The most exact measure of how “Glee” has changed, however, comes in the transformation of Kurt Hummel, who has always been “Glee’s” soul. Early Kurt, a gay teenager dealing with all the hardship that entails, was a delight, at once extremely attuned to the bigotry of the world around him, to the homophobia of his peers and the implicit disappointment of his father, and yet innately, unconsciously uncowed. He tries out for the football team hoping to bond with his father, and yet it never occurs to him that performing the “Single Ladies” dance as a part of his kick-off routine might undercut this in any way. When he dances on the field to Beyoncé he’s not trying to make a point, he’s just doing what he needs to do to succeed. He’s just being himself. Kurt, just like early “Glee,” didn't know his own strength and charm.

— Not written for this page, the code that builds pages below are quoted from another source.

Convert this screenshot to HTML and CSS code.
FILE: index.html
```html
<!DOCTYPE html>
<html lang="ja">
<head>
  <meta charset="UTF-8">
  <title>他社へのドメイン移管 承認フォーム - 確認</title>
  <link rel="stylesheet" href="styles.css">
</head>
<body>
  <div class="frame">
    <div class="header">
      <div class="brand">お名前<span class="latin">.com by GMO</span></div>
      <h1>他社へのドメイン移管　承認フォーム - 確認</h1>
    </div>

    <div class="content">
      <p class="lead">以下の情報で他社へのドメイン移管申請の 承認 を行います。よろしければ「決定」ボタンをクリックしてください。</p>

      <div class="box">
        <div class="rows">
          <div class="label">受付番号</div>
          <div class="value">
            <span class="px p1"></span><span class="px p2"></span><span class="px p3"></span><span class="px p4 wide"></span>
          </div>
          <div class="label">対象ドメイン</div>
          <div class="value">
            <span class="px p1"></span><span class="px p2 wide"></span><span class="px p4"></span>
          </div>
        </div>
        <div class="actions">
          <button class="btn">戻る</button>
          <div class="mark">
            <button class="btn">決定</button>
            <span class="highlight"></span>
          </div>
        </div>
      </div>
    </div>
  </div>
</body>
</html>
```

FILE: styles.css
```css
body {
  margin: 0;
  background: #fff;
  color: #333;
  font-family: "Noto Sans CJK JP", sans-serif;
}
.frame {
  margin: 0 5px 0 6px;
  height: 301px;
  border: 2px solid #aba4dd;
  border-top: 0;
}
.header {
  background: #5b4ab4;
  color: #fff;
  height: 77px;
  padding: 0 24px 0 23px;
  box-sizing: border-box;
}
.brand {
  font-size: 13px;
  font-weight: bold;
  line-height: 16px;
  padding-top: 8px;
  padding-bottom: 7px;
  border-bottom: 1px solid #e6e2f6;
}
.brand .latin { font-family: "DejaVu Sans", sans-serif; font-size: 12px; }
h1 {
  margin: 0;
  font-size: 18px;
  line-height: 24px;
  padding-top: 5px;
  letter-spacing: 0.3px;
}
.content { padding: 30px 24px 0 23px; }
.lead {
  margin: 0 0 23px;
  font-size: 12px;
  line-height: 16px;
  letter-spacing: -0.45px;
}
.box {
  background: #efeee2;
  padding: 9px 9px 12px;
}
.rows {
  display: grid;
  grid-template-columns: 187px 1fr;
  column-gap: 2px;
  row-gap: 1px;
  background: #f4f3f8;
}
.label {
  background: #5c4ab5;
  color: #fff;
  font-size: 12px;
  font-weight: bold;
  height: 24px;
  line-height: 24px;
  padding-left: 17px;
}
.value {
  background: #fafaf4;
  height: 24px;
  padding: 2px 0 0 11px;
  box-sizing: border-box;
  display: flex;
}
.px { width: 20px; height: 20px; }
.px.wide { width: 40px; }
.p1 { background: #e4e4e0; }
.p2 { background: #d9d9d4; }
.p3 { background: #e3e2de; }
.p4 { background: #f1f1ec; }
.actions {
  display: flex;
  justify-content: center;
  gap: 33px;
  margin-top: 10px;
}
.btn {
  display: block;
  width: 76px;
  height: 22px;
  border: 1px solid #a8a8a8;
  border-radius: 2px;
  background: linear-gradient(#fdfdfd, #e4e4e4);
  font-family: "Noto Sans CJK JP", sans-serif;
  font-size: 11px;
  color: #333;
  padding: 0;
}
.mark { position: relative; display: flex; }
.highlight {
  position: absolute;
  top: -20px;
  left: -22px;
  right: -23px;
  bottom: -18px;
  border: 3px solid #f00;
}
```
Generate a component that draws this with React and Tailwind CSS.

In the seasons since, Kurt has matured: He came out, he got comfortable, he got a boyfriend, he lost his virginity, and is now mentoring his gay peers— his helping Karofsky to imagine a future life for himself was the best thing about "Glee's" last episode — but he has also hardened. He's become more self-righteous and smug, always staying on message, more spokesperson than student. It’s hard to imagine Kurt doing anything as spontaneous as dancing around on a football field to try to make his dad happy.  Just like many of the characters on "Glee" he now seems locked into dispensing life-affirming advice. "Glee" knows Kurt's strength  — he  is likely to be the show's lasting contribution to the cultural lexicon, one of the first proudly gay and popular teen characters on television — and so they've made him the show's self-satisfied mouthpiece. As with everything else "Glee" has changed over its short run, the show's not better for it.


By Willa Paskin

Willa Paskin is Salon's staff TV writer.